> [Records for this exercise]:

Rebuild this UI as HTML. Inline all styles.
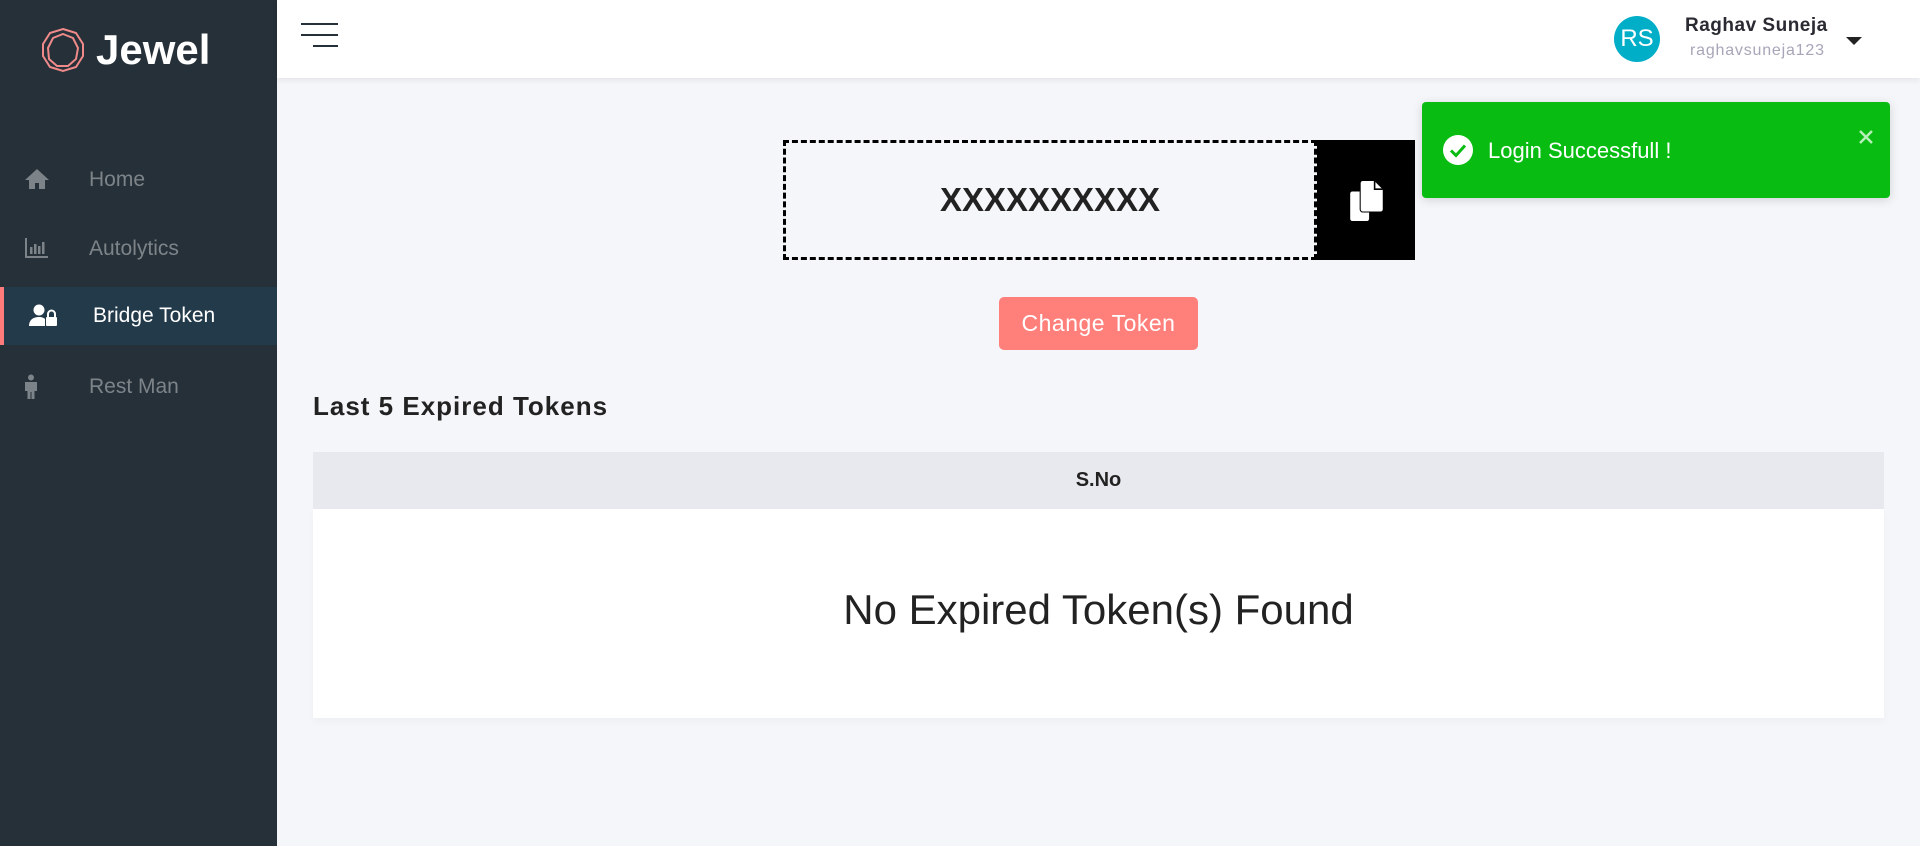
<!DOCTYPE html>
<html><head><meta charset="utf-8"><style>
*{margin:0;padding:0;box-sizing:border-box}
body{width:1920px;height:846px;overflow:hidden;background:#f5f6fa;font-family:"Liberation Sans",sans-serif;position:relative}
.sb{position:absolute;left:0;top:0;width:277px;height:846px;background:#263038}
.logo{position:absolute;left:40px;top:26px;display:flex;align-items:center}
.logo span{color:#fff;font-weight:bold;font-size:42px;margin-left:10px;letter-spacing:0px}
.mi{position:absolute;left:0;width:277px;height:58px;display:flex;align-items:center;color:#7d8489;font-size:21px}
.mi .ic{position:absolute;left:24px;top:17px}
.mi .t{position:absolute;left:89px}
.mi.act{background:#233a4a;color:#fff;border-left:4px solid #ff7b7b}
.hd{position:absolute;left:277px;top:0;right:0;height:78px;background:#fff;box-shadow:0 2px 6px rgba(0,0,0,.08)}
.ham div{position:absolute;height:2px;background:#263038}
.av{position:absolute;left:1614px;top:16px;width:46px;height:46px;border-radius:50%;background:#00aec8;color:#fff;font-size:24px;text-align:center;line-height:46px}
.nm{position:absolute;left:1685px;top:15px;font-weight:bold;font-size:19px;color:#2a2a33;letter-spacing:.5px}
.un{position:absolute;left:1690px;top:42px;font-size:16px;color:#a6a6b8;letter-spacing:.8px}
.car{position:absolute;left:1846px;top:37px;width:0;height:0;border-left:8px solid transparent;border-right:8px solid transparent;border-top:8px solid #222}
.toast{position:absolute;left:1422px;top:102px;width:468px;height:96px;background:#08bc12;border-radius:4px;box-shadow:0 2px 10px rgba(0,0,0,.15);color:#fff}
.tok{position:absolute;left:783px;top:140px;width:534px;height:120px;border:3px dashed #000;text-align:center;line-height:114px;font-weight:bold;font-size:33px;color:#222}
.cp{position:absolute;left:1317px;top:140px;width:98px;height:120px;background:#000}
.btn{position:absolute;left:999px;top:297px;width:199px;height:53px;background:#ff7f7b;border-radius:5px;color:#fff;font-size:23px;text-align:center;line-height:53px;letter-spacing:.5px}
.h2{position:absolute;left:313px;top:391px;font-size:26px;font-weight:bold;color:#222;letter-spacing:1px}
.th{position:absolute;left:313px;top:452px;width:1571px;height:57px;background:#e8e9ee;text-align:center;line-height:57px;font-weight:bold;font-size:20px;color:#222}
.tb{position:absolute;left:313px;top:509px;width:1571px;height:209px;background:#fff;text-align:center;line-height:202px;font-size:42px;color:#222;box-shadow:0 4px 8px rgba(0,0,0,.03)}
</style></head><body>
<div class="sb">
 <div class="logo">
  <svg width="46" height="46" viewBox="0 0 46 46" fill="none" stroke="#f08a8a" stroke-width="2"><polygon points="23,2 36,6 43,17 43,29 36,40 23,44 10,40 3,29 3,17 10,6"/><polygon points="23,7 33,11 38,21 36,32 28,39 17,39 9,32 8,21 13,11"/></svg>
  <span>Jewel</span>
 </div>
 <div class="mi" style="top:151px"><svg class="ic" width="26" height="22" viewBox="0 0 26 22"><path d="M13 1 L1 12 H5 V21 H11 V15 H15 V21 H21 V12 H25 Z" fill="#7d8489"/></svg><span class="t">Home</span></div>
 <div class="mi" style="top:220px"><svg class="ic" width="24" height="22" viewBox="0 0 24 22" fill="#7d8489"><path d="M1 1h2v18h21v2H1z"/><rect x="6" y="10" width="2.5" height="7"/><rect x="10" y="7" width="2.5" height="10"/><rect x="14" y="9" width="2.5" height="8"/><rect x="18" y="5" width="2.5" height="12"/></svg><span class="t">Autolytics</span></div>
 <div class="mi act" style="top:287px"><svg class="ic" style="left:25px" width="30" height="24" viewBox="0 0 30 24" fill="#fff"><circle cx="10" cy="6" r="5.5"/><path d="M0 22c0-6 4-9 10-9 3 0 5 1 6 2v7z"/><rect x="17" y="13" width="11" height="9" rx="1"/><path d="M19 13v-3a3.5 3.5 0 0 1 7 0v3" fill="none" stroke="#fff" stroke-width="2"/></svg><span class="t">Bridge Token</span></div>
 <div class="mi" style="top:358px"><svg class="ic" style="left:23px;top:16px" width="16" height="26" viewBox="0 0 16 26" fill="#7d8489"><circle cx="8" cy="3.5" r="3"/><path d="M2 8h12v9h-2.5v8h-3v-7h-1v7h-3v-8H2z"/></svg><span class="t">Rest Man</span></div>
</div>
<div class="hd">
 <div class="ham"><div style="left:24px;top:23px;width:37px"></div><div style="left:24px;top:34px;width:37px"></div><div style="left:36px;top:45px;width:25px"></div></div>
</div>
<div class="av">RS</div>
<div class="nm">Raghav Suneja</div>
<div class="un">raghavsuneja123</div>
<div class="car"></div>
<div class="tok">XXXXXXXXXX</div>
<div class="cp"><svg style="position:absolute;left:31px;top:40px" width="38" height="42" viewBox="0 0 32 40" fill="#fff"><path d="M12 1h11l8 8v19a2 2 0 0 1-2 2H12a2 2 0 0 1-2-2V3a2 2 0 0 1 2-2z"/><path d="M23 1v8h8" fill="#000" stroke="#000" stroke-width="1"/><path d="M24 2v6h6z"/><path d="M2 11h7v17a3 3 0 0 0 3 3h6v6a2 2 0 0 1-2 2H2a2 2 0 0 1-2-2V13a2 2 0 0 1 2-2z"/></svg></div>
<div class="btn">Change Token</div>
<div class="toast">
 <svg style="position:absolute;left:21px;top:33px" width="30" height="30" viewBox="0 0 30 30"><circle cx="15" cy="15" r="15" fill="#fff"/><path d="M8 15.5l5 5 9-10" fill="none" stroke="#08bc12" stroke-width="3"/></svg>
 <div style="position:absolute;left:66px;top:36px;font-size:22px">Login Successfull !</div>
 <svg style="position:absolute;left:437px;top:28px" width="14" height="14" viewBox="0 0 14 14"><path d="M1 1l12 12M13 1L1 13" stroke="#b6f0b8" stroke-width="2.5"/></svg>
</div>
<div class="h2">Last 5 Expired Tokens</div>
<div class="th">S.No</div>
<div class="tb">No Expired Token(s) Found</div>
</body></html>
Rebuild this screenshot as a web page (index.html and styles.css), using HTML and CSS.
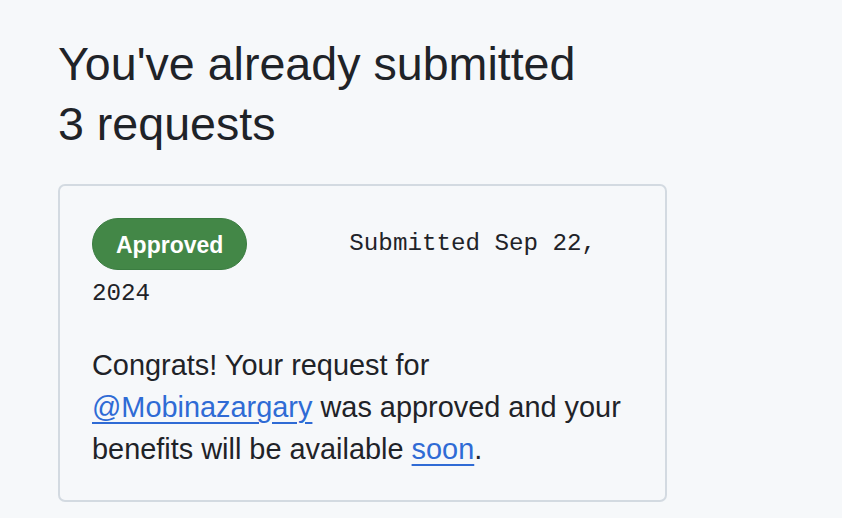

> [Task goal]:
Transcribe the records verbatim and omit the images.

> [Solution to this task]:
Rebuild this UI as HTML. Inline all styles.
<!DOCTYPE html>
<html><head><meta charset="utf-8"><style>
*{margin:0;padding:0;box-sizing:border-box}
body{width:1920px;height:846px;overflow:hidden;background:#f5f6fa;font-family:"Liberation Sans",sans-serif;position:relative}
.sb{position:absolute;left:0;top:0;width:277px;height:846px;background:#263038}
.logo{position:absolute;left:40px;top:26px;display:flex;align-items:center}
.logo span{color:#fff;font-weight:bold;font-size:42px;margin-left:10px;letter-spacing:0px}
.mi{position:absolute;left:0;width:277px;height:58px;display:flex;align-items:center;color:#7d8489;font-size:21px}
.mi .ic{position:absolute;left:24px;top:17px}
.mi .t{position:absolute;left:89px}
.mi.act{background:#233a4a;color:#fff;border-left:4px solid #ff7b7b}
.hd{position:absolute;left:277px;top:0;right:0;height:78px;background:#fff;box-shadow:0 2px 6px rgba(0,0,0,.08)}
.ham div{position:absolute;height:2px;background:#263038}
.av{position:absolute;left:1614px;top:16px;width:46px;height:46px;border-radius:50%;background:#00aec8;color:#fff;font-size:24px;text-align:center;line-height:46px}
.nm{position:absolute;left:1685px;top:15px;font-weight:bold;font-size:19px;color:#2a2a33;letter-spacing:.5px}
.un{position:absolute;left:1690px;top:42px;font-size:16px;color:#a6a6b8;letter-spacing:.8px}
.car{position:absolute;left:1846px;top:37px;width:0;height:0;border-left:8px solid transparent;border-right:8px solid transparent;border-top:8px solid #222}
.toast{position:absolute;left:1422px;top:102px;width:468px;height:96px;background:#08bc12;border-radius:4px;box-shadow:0 2px 10px rgba(0,0,0,.15);color:#fff}
.tok{position:absolute;left:783px;top:140px;width:534px;height:120px;border:3px dashed #000;text-align:center;line-height:114px;font-weight:bold;font-size:33px;color:#222}
.cp{position:absolute;left:1317px;top:140px;width:98px;height:120px;background:#000}
.btn{position:absolute;left:999px;top:297px;width:199px;height:53px;background:#ff7f7b;border-radius:5px;color:#fff;font-size:23px;text-align:center;line-height:53px;letter-spacing:.5px}
.h2{position:absolute;left:313px;top:391px;font-size:26px;font-weight:bold;color:#222;letter-spacing:1px}
.th{position:absolute;left:313px;top:452px;width:1571px;height:57px;background:#e8e9ee;text-align:center;line-height:57px;font-weight:bold;font-size:20px;color:#222}
.tb{position:absolute;left:313px;top:509px;width:1571px;height:209px;background:#fff;text-align:center;line-height:202px;font-size:42px;color:#222;box-shadow:0 4px 8px rgba(0,0,0,.03)}
</style></head><body>
<div class="sb">
 <div class="logo">
  <svg width="46" height="46" viewBox="0 0 46 46" fill="none" stroke="#f08a8a" stroke-width="2"><polygon points="23,2 36,6 43,17 43,29 36,40 23,44 10,40 3,29 3,17 10,6"/><polygon points="23,7 33,11 38,21 36,32 28,39 17,39 9,32 8,21 13,11"/></svg>
  <span>Jewel</span>
 </div>
 <div class="mi" style="top:151px"><svg class="ic" width="26" height="22" viewBox="0 0 26 22"><path d="M13 1 L1 12 H5 V21 H11 V15 H15 V21 H21 V12 H25 Z" fill="#7d8489"/></svg><span class="t">Home</span></div>
 <div class="mi" style="top:220px"><svg class="ic" width="24" height="22" viewBox="0 0 24 22" fill="#7d8489"><path d="M1 1h2v18h21v2H1z"/><rect x="6" y="10" width="2.5" height="7"/><rect x="10" y="7" width="2.5" height="10"/><rect x="14" y="9" width="2.5" height="8"/><rect x="18" y="5" width="2.5" height="12"/></svg><span class="t">Autolytics</span></div>
 <div class="mi act" style="top:287px"><svg class="ic" style="left:25px" width="30" height="24" viewBox="0 0 30 24" fill="#fff"><circle cx="10" cy="6" r="5.5"/><path d="M0 22c0-6 4-9 10-9 3 0 5 1 6 2v7z"/><rect x="17" y="13" width="11" height="9" rx="1"/><path d="M19 13v-3a3.5 3.5 0 0 1 7 0v3" fill="none" stroke="#fff" stroke-width="2"/></svg><span class="t">Bridge Token</span></div>
 <div class="mi" style="top:358px"><svg class="ic" style="left:23px;top:16px" width="16" height="26" viewBox="0 0 16 26" fill="#7d8489"><circle cx="8" cy="3.5" r="3"/><path d="M2 8h12v9h-2.5v8h-3v-7h-1v7h-3v-8H2z"/></svg><span class="t">Rest Man</span></div>
</div>
<div class="hd">
 <div class="ham"><div style="left:24px;top:23px;width:37px"></div><div style="left:24px;top:34px;width:37px"></div><div style="left:36px;top:45px;width:25px"></div></div>
</div>
<div class="av">RS</div>
<div class="nm">Raghav Suneja</div>
<div class="un">raghavsuneja123</div>
<div class="car"></div>
<div class="tok">XXXXXXXXXX</div>
<div class="cp"><svg style="position:absolute;left:31px;top:40px" width="38" height="42" viewBox="0 0 32 40" fill="#fff"><path d="M12 1h11l8 8v19a2 2 0 0 1-2 2H12a2 2 0 0 1-2-2V3a2 2 0 0 1 2-2z"/><path d="M23 1v8h8" fill="#000" stroke="#000" stroke-width="1"/><path d="M24 2v6h6z"/><path d="M2 11h7v17a3 3 0 0 0 3 3h6v6a2 2 0 0 1-2 2H2a2 2 0 0 1-2-2V13a2 2 0 0 1 2-2z"/></svg></div>
<div class="btn">Change Token</div>
<div class="toast">
 <svg style="position:absolute;left:21px;top:33px" width="30" height="30" viewBox="0 0 30 30"><circle cx="15" cy="15" r="15" fill="#fff"/><path d="M8 15.5l5 5 9-10" fill="none" stroke="#08bc12" stroke-width="3"/></svg>
 <div style="position:absolute;left:66px;top:36px;font-size:22px">Login Successfull !</div>
 <svg style="position:absolute;left:437px;top:28px" width="14" height="14" viewBox="0 0 14 14"><path d="M1 1l12 12M13 1L1 13" stroke="#b6f0b8" stroke-width="2.5"/></svg>
</div>
<div class="h2">Last 5 Expired Tokens</div>
<div class="th">S.No</div>
<div class="tb">No Expired Token(s) Found</div>
</body></html>
Rebuild this screenshot as a web page (index.html and styles.css), using HTML and CSS.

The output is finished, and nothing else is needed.